Поэтому-то оно контекстуально к-, в-, из- обыденности. Слово не предшествует, а опосредует. И в том демонстрируется обыденностью. А потому и опосредуется как опосредованность в за-блуждении. В нем слова двоятся, троятся, роятся. Тут уж вступает в свои права человек со своим субъект-субстанциальным миром из нейтральной (ничейной, безличной) среды бокового мира вокруг «столпа истины» (Флоренский).
4.3. Круговращение в истине
И упираясь «на носу», человек приходит к круговерти в обращенности к небесам! Истина не состояние, а круговращение в особенном из конечной, точечной упертости к вечности. Круговращательное обращение к тому, что превышает самого человека.
Но видимо круговращение в обращении может быть и пустой мольбой о милости, которую не заслуживаешь, если оно не запускается в отвращении от ничто в ужасе. У Сартра «тошнота», у Хайдеггера «отвращение». У первого «обреченность на свободу» в ответственности за все в мире, у второго «оцепенелый покой» перед ничто.
(Кстати 10.01.19, опять сон. О безысходности пути… Не могу добраться на машине до города, даже не знаю, где он находится, все перекопано, идут ремонтные, землекопные работы?! Кошмар запутанности, беспутности. Движение есть, но неведомо куда? Есть где, откуда, но куда бы не сдвигался — тупики или переступаемые барьеры, или сменяющиеся простые до нелепости ситуации без конца…) Цель кажется известна, но не достигается! Не обыденность ли это грезится во сне опять-таки? В ее круговертности, калейдоскопичности, бесцельности как бессмысленности? Пустые цели в тупиках кошмаров? Так что здесь холостое движение из обыденности во сне фиксируется!
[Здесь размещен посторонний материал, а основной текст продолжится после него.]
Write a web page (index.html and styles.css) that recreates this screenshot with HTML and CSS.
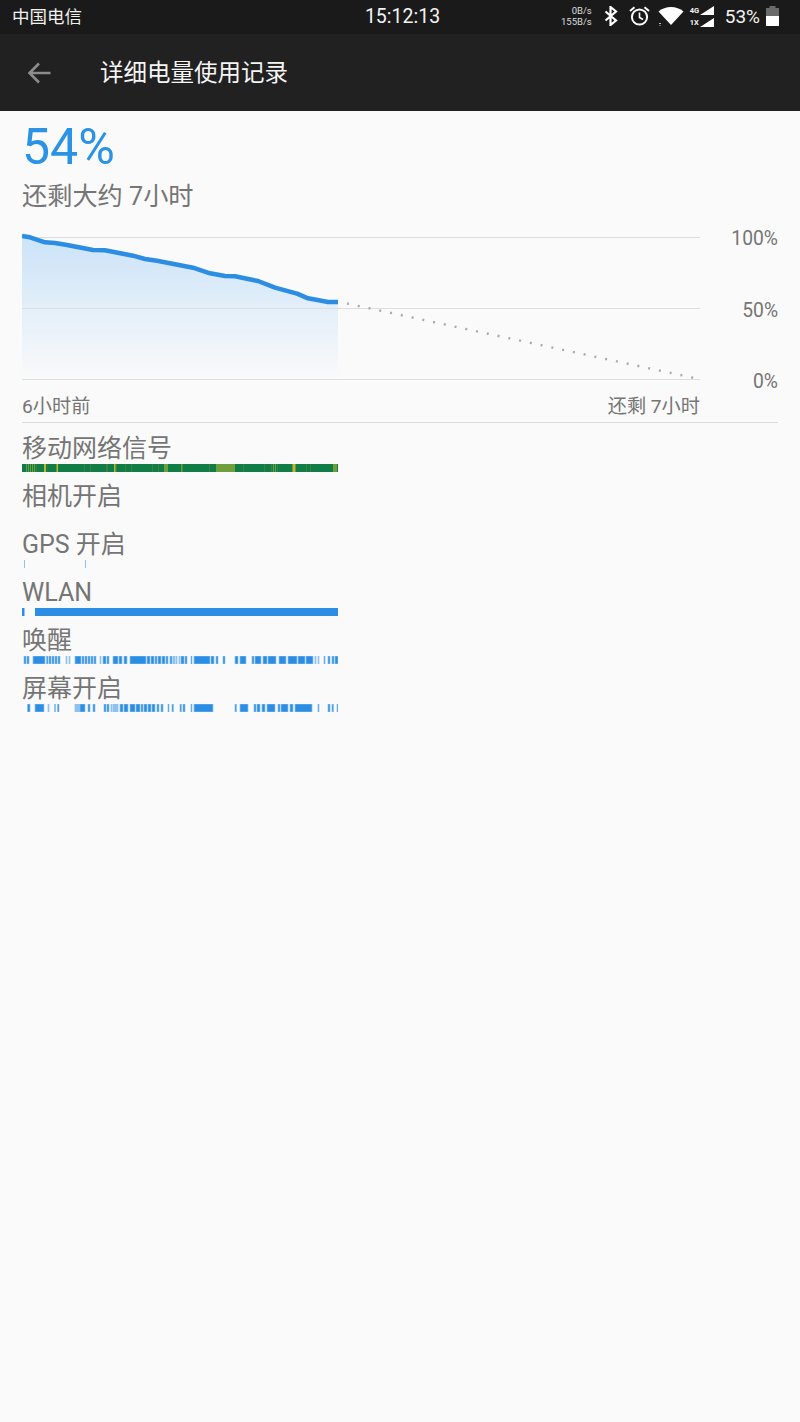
FILE: index.html
```html
<!DOCTYPE html>
<html lang="zh-CN">
<head>
  <meta charset="UTF-8">
  <meta name="viewport" content="width=device-width, initial-scale=1.0">
  <title>详细电量使用记录</title>
  <link rel="stylesheet" href="styles.css">
</head>
<body>
  <div class="status-bar">
    <span class="carrier">中国电信</span>
    <span class="clock">15:12:13</span>
    <div class="status-right">
      <div class="net-speed"><span>0B/s</span><span>155B/s</span></div>
      <svg class="icon-bt" width="14" height="20" viewBox="0 0 14 20">
        <path d="M1.5 5.5 L12 14.5 L6.5 19 V1 L12 5.5 L1.5 14.5" fill="none" stroke="#fff" stroke-width="2.2"/>
      </svg>
      <svg class="icon-alarm" width="21" height="20" viewBox="0 0 21 20">
        <circle cx="10.5" cy="11" r="7.6" fill="none" stroke="#fff" stroke-width="2"/>
        <path d="M10.5 6.5 V11.5 L14 13.5" fill="none" stroke="#fff" stroke-width="1.6"/>
        <path d="M1 5 L5.5 1.2 M20 5 L15.5 1.2" fill="none" stroke="#fff" stroke-width="2"/>
      </svg>
      <svg class="icon-wifi" width="26" height="20" viewBox="0 0 26 20">
        <path d="M0.5 5.5 C7 -0.5 19 -0.5 25.5 5.5 L13 19 Z" fill="#fff"/>
        <path d="M1 17.5 h2 M1.5 19.5 h1" stroke="#bbb" stroke-width="1"/>
      </svg>
      <div class="signals">
        <div class="signal"><span>4G</span><svg width="14" height="9" viewBox="0 0 14 9"><path d="M14 0 V9 H0 Z" fill="#fff"/></svg></div>
        <div class="signal"><span>1X</span><svg width="14" height="9" viewBox="0 0 14 9"><path d="M14 0 V9 H0 Z" fill="#fff"/></svg></div>
      </div>
      <span class="batt-text">53%</span>
      <svg class="icon-batt" width="13" height="20" viewBox="0 0 13 20">
        <path d="M3.5 0 H9.5 V2 H13 V20 H0 V2 H3.5 Z" fill="#6b6b6b"/>
        <rect y="10" width="13" height="10" fill="#fff"/>
      </svg>
    </div>
  </div>

  <header class="toolbar">
    <svg class="back" width="24" height="22" viewBox="0 0 24 22">
      <path d="M23.5 11 H2.5 M12 1.5 L2.5 11 L12 20.5" fill="none" stroke="#8c8c8c" stroke-width="2.6"/>
    </svg>
    <h1 class="title">详细电量使用记录</h1>
  </header>

  <main class="content">
    <div class="level">54%</div>
    <div class="remaining">还剩大约 7小时</div>

    <div class="chart">
      <svg class="chart-plot" width="678" height="166" viewBox="22 225 678 166">
        <defs>
          <linearGradient id="fade" x1="0" y1="0" x2="0" y2="1">
            <stop offset="0" stop-color="#cbe3f8"/>
            <stop offset="1" stop-color="#fafafa"/>
          </linearGradient>
        </defs>
        <path fill="url(#fade)" d="M22 236 L30 237.3 L45 242.3 L55 243 L67 245 L93 250 L105 250.3 L133 255.7 L145 259 L157 260.7 L193 267.7 L210 273.3 L225 276 L235 276.3 L258 281 L275 287.7 L297 293.7 L308 298.3 L328 302 L338 302 V379 H22 Z"/>
        <path class="grid" d="M22 237.5 H700 M22 308.5 H700 M22 379.5 H700"/>
        <path class="forecast" d="M347 303.5 L699 379"/>
        <path class="level-line" d="M22 236 L30 237.3 L45 242.3 L55 243 L67 245 L93 250 L105 250.3 L133 255.7 L145 259 L157 260.7 L193 267.7 L210 273.3 L225 276 L235 276.3 L258 281 L275 287.7 L297 293.7 L308 298.3 L328 302 L338 302"/>
      </svg>
      <div class="chart-axis">
        <span>100%</span>
        <span>50%</span>
        <span>0%</span>
      </div>
    </div>
    <div class="chart-foot">
      <div class="chart-times">
        <span>6小时前</span>
        <span>还剩 7小时</span>
      </div>
    </div>

    <div class="row"><div class="row-label">移动网络信号</div><svg class="bar" id="bar-signal" viewBox="22 0 316 8"></svg></div>
    <div class="row"><div class="row-label">相机开启</div><svg class="bar" viewBox="22 0 316 8"></svg></div>
    <div class="row"><div class="row-label">GPS 开启</div><svg class="bar" id="bar-gps" viewBox="22 0 316 8"></svg></div>
    <div class="row"><div class="row-label">WLAN</div><svg class="bar" id="bar-wlan" viewBox="22 0 316 8"></svg></div>
    <div class="row"><div class="row-label">唤醒</div><svg class="bar" id="bar-wake" viewBox="22 0 316 8"></svg></div>
    <div class="row"><div class="row-label">屏幕开启</div><svg class="bar" id="bar-screen" viewBox="22 0 316 8"></svg></div>
  </main>

  <script src="app.js"></script>
</body>
</html>
```

FILE: styles.css
```css
body {
  font-family: Roboto, "Noto Sans CJK SC", sans-serif;
  margin: 0;
  padding: 0;
  background-color: #fafafa;
  color: #757575;
}
.status-bar {
  height: 34px;
  box-sizing: border-box;
  background-color: #1a1a1a;
  color: #f2f2f2;
  display: grid;
  grid-template-columns: 1fr auto 1fr;
  align-items: center;
  padding: 0 21px 2px 12px;
}
.carrier {
  font-size: 17.5px;
  margin-bottom: 2px;
}
.clock {
  font-size: 19.5px;
  margin-left: 14px;
}
.status-right {
  display: flex;
  align-items: center;
  justify-content: flex-end;
}
.net-speed {
  display: flex;
  flex-direction: column;
  align-items: flex-end;
  font-size: 9.5px;
  line-height: 11px;
  color: #ddd;
  margin-right: 12px;
}
.icon-bt {
  margin-right: 11px;
}
.icon-alarm {
  margin-right: 8px;
}
.icon-wifi {
  margin-right: 6px;
}
.signals {
  display: flex;
  flex-direction: column;
  gap: 3px;
  margin-right: 11px;
}
.signal {
  display: flex;
  align-items: flex-end;
  gap: 1px;
  font-size: 7.5px;
  font-weight: 700;
  line-height: 9px;
}
.signal span {
  width: 9px;
}
.batt-text {
  font-size: 19px;
  margin-right: 6px;
}
.toolbar {
  height: 77px;
  background-color: #212121;
  display: flex;
  align-items: center;
  padding-left: 27px;
  box-sizing: border-box;
}
.title {
  margin: 0 0 3px 49px;
  font-size: 23.5px;
  font-weight: 400;
  color: #f5f5f5;
}
.content {
  padding: 0 22px;
}
.level {
  font-size: 50px;
  line-height: 60px;
  margin-top: 6px;
  color: #2b93e6;
}
.remaining {
  font-size: 25.2px;
  line-height: 32px;
  margin-top: 4px;
}
.chart {
  display: flex;
  margin-top: 12px;
}
.chart-plot {
  display: block;
}
.grid {
  fill: none;
  stroke: #dedede;
  stroke-width: 1;
}
.forecast {
  fill: none;
  stroke: #aaa;
  stroke-width: 2.4;
  stroke-dasharray: 2 9;
}
.level-line {
  fill: none;
  stroke: #2b8ee4;
  stroke-width: 4.5;
  stroke-linejoin: round;
}
.chart-axis {
  flex: 1;
  display: flex;
  flex-direction: column;
  justify-content: space-between;
  align-items: flex-end;
  font-size: 19.3px;
  line-height: 24px;
  padding-top: 2px;
  margin-bottom: -3px;
}
.chart-foot {
  margin-top: 3px;
  margin-bottom: 1px;
  padding-bottom: 4px;
  border-bottom: 1px solid #dedede;
}
.chart-times {
  width: 678px;
  display: flex;
  justify-content: space-between;
  font-size: 19.2px;
  line-height: 24px;
  padding-top: 1px;
  margin-bottom: -1px;
}
.row {
  padding-top: 10px;
  width: 316px;
}
.row-label {
  font-size: 25px;
  line-height: 30px;
  white-space: nowrap;
}
.bar {
  display: block;
  width: 316px;
  height: 8px;
  filter: blur(0.4px);
}
#bar-wake rect,
#bar-screen rect {
  stroke: #8fc2ee;
  stroke-width: 0.7;
}
```

FILE: app.js
```js
const BLUE = "#2b8ee4";
const PALE = "#8fc2ee";
const GREEN = "#0f7d45";
const OLIVE = "#6f9e3c";
const YELLOW = "#c9b430";
const DARK = "#3f7f3f";

// each segment is [start, end, colour], x in page pixels
const bars = {
  "bar-signal": [
    [22, 338, GREEN],
    [26, 27, OLIVE], [28, 29, OLIVE], [30, 31, OLIVE], [32, 33, OLIVE], [34, 35, OLIVE], [36, 37, DARK],
    [44, 46, YELLOW], [47, 47.6, DARK], [56.5, 58, YELLOW],
    [84, 85, DARK], [90, 91, DARK], [106, 108, DARK], [114, 115.5, YELLOW], [116, 117, DARK],
    [125, 126, DARK], [131, 132, DARK], [152, 153, DARK], [158, 159, DARK], [164, 168, OLIVE],
    [181, 182.5, OLIVE], [209, 210, DARK], [216, 235, OLIVE], [243, 244, DARK],
    [264, 265, DARK], [271, 272, DARK], [273, 274, OLIVE], [275, 276, OLIVE], [277, 278, DARK],
    [292.5, 295.5, YELLOW], [306, 307, DARK], [310, 311, DARK], [333, 337, OLIVE]
  ],
  "bar-gps": [
    [24, 25, PALE], [85, 86, PALE]
  ],
  "bar-wlan": [
    [22, 24.5, BLUE], [35, 338, BLUE]
  ],
  "bar-wake": [
    [24, 26, BLUE], [27, 29, BLUE], [33, 45, BLUE], [46.5, 48, BLUE], [49, 51, BLUE], [52, 54, BLUE], [55, 57, BLUE], [58, 60, BLUE],
    [66, 67, PALE], [69, 70, PALE],
    [75, 81, BLUE], [82, 84, BLUE], [85, 87, BLUE], [88, 90, BLUE], [91, 93, BLUE], [94, 96, BLUE],
    [100, 101, PALE], [103, 106, BLUE], [107, 109, BLUE], [113, 118, BLUE], [119, 122, BLUE], [124, 127, BLUE],
    [130, 146, BLUE], [147, 150, BLUE], [151, 154, BLUE], [155, 157, BLUE], [158, 161, BLUE], [162, 165, BLUE],
    [166, 168, BLUE], [170, 172, BLUE], [173, 175, PALE], [176, 177, PALE], [179, 180, PALE], [181, 184, BLUE], [185, 187, BLUE],
    [191, 192, BLUE], [194, 210, BLUE], [211, 214, BLUE], [216, 218, BLUE], [223, 225, BLUE],
    [235, 238, BLUE], [240, 246, BLUE], [252, 254, BLUE], [255, 261, BLUE], [263, 267, BLUE], [268, 276, BLUE],
    [279, 286, BLUE], [288, 297, BLUE], [298, 305, BLUE], [306, 313, BLUE], [315, 316, PALE], [318, 319, PALE],
    [324, 325, BLUE], [328, 330, BLUE], [332, 334, BLUE], [335, 338, BLUE]
  ],
  "bar-screen": [
    [27.5, 30, BLUE], [35, 44, BLUE], [48, 49, PALE], [54.5, 55.5, BLUE], [57.5, 59, BLUE],
    [75, 80, PALE], [80, 85, BLUE], [88, 90, BLUE], [93, 95, BLUE],
    [104, 106, BLUE], [107, 109, BLUE], [111, 112, PALE], [113, 118, PALE], [120, 123, BLUE], [124, 128, BLUE],
    [130, 135, BLUE], [136, 140, BLUE], [141, 143, BLUE], [144, 147, BLUE], [148, 151, BLUE], [152, 155, BLUE], [157, 159, BLUE], [161, 163, BLUE],
    [168, 169, BLUE], [172, 173.5, BLUE], [180, 181.5, BLUE], [183, 185, BLUE],
    [191, 192, BLUE], [194, 213, BLUE],
    [235, 236.5, BLUE], [240, 248, BLUE], [254, 256, BLUE], [257, 260, BLUE], [262, 265, BLUE], [267, 275, BLUE],
    [278, 280, BLUE], [281, 288, BLUE], [290, 293, BLUE], [295, 312, BLUE],
    [318, 319, BLUE], [328, 330, BLUE], [332, 333.5, BLUE], [337, 338, BLUE]
  ]
};

Object.keys(bars).forEach((id) => {
  const svg = document.getElementById(id);
  bars[id].forEach(([start, end, colour]) => {
    const rect = document.createElementNS("http://www.w3.org/2000/svg", "rect");
    rect.setAttribute("x", start);
    rect.setAttribute("y", 0);
    rect.setAttribute("width", end - start);
    rect.setAttribute("height", 8);
    rect.setAttribute("fill", colour);
    svg.appendChild(rect);
  });
});
```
Значит, что это: отвращение-круговращение-обращение? И волчок все крутится или это временно? Конечно временно. Днем мы крутимся вокруг себя, ночью вокруг других или в кругу других вместе с землей. Днем солнце вокруг земли крутится, ночью земля вокруг солнца. Наяву мы спим, во сне пребываем у себя в мире. Парадокс, однако?!
Сон — обыденность наоборот. Сон — вывернутая обыденность, обыденность — свернутый сон.
Ну, а что, если обыденность не снится, а предстает во сне как таковая? (Об этом уже думалось, см. выше). Обыденность мы в упор не признаем за обыденность. Поэтому она и водит нас за нос, что вся выткана, выписана, вырисована, озвучена и даже обусловлена заблуждением. Она не просто обманчива, а есть самообманчиваемость человека, но это и не отчужденный мир, то есть не только и не столько отчуждение. От отчуждения мы не в силах прийти к ужасу. Мы от него не можем отвернутся, потому что оно есть норма в обыденности. Или сама обыденность и есть нормальная отчужденность во всех ее зигзагах, ответвлениях, тупиках, провалах. «Ясная» отчужденность. Для прозаичного, земного человека. Приземленного существа, который «не хватает звезд с небес»! Для него, как бы то ни было, все равно «солнце вращается вокруг земли».
И что же тогда, вселенское существо в повторимости обыденного во сне видит сам сон не из обыденности? Обыденность во сне трезвонит в кошмарах сна, что мы вместе с землей вращаемся вокруг солнца. Это испытывается во сне как зов из вечности к круговерти обыденности в тупиках конечности бытия человека? Волчок вращается оттуда-сюда из обращенности в круговращении над отвращенностью?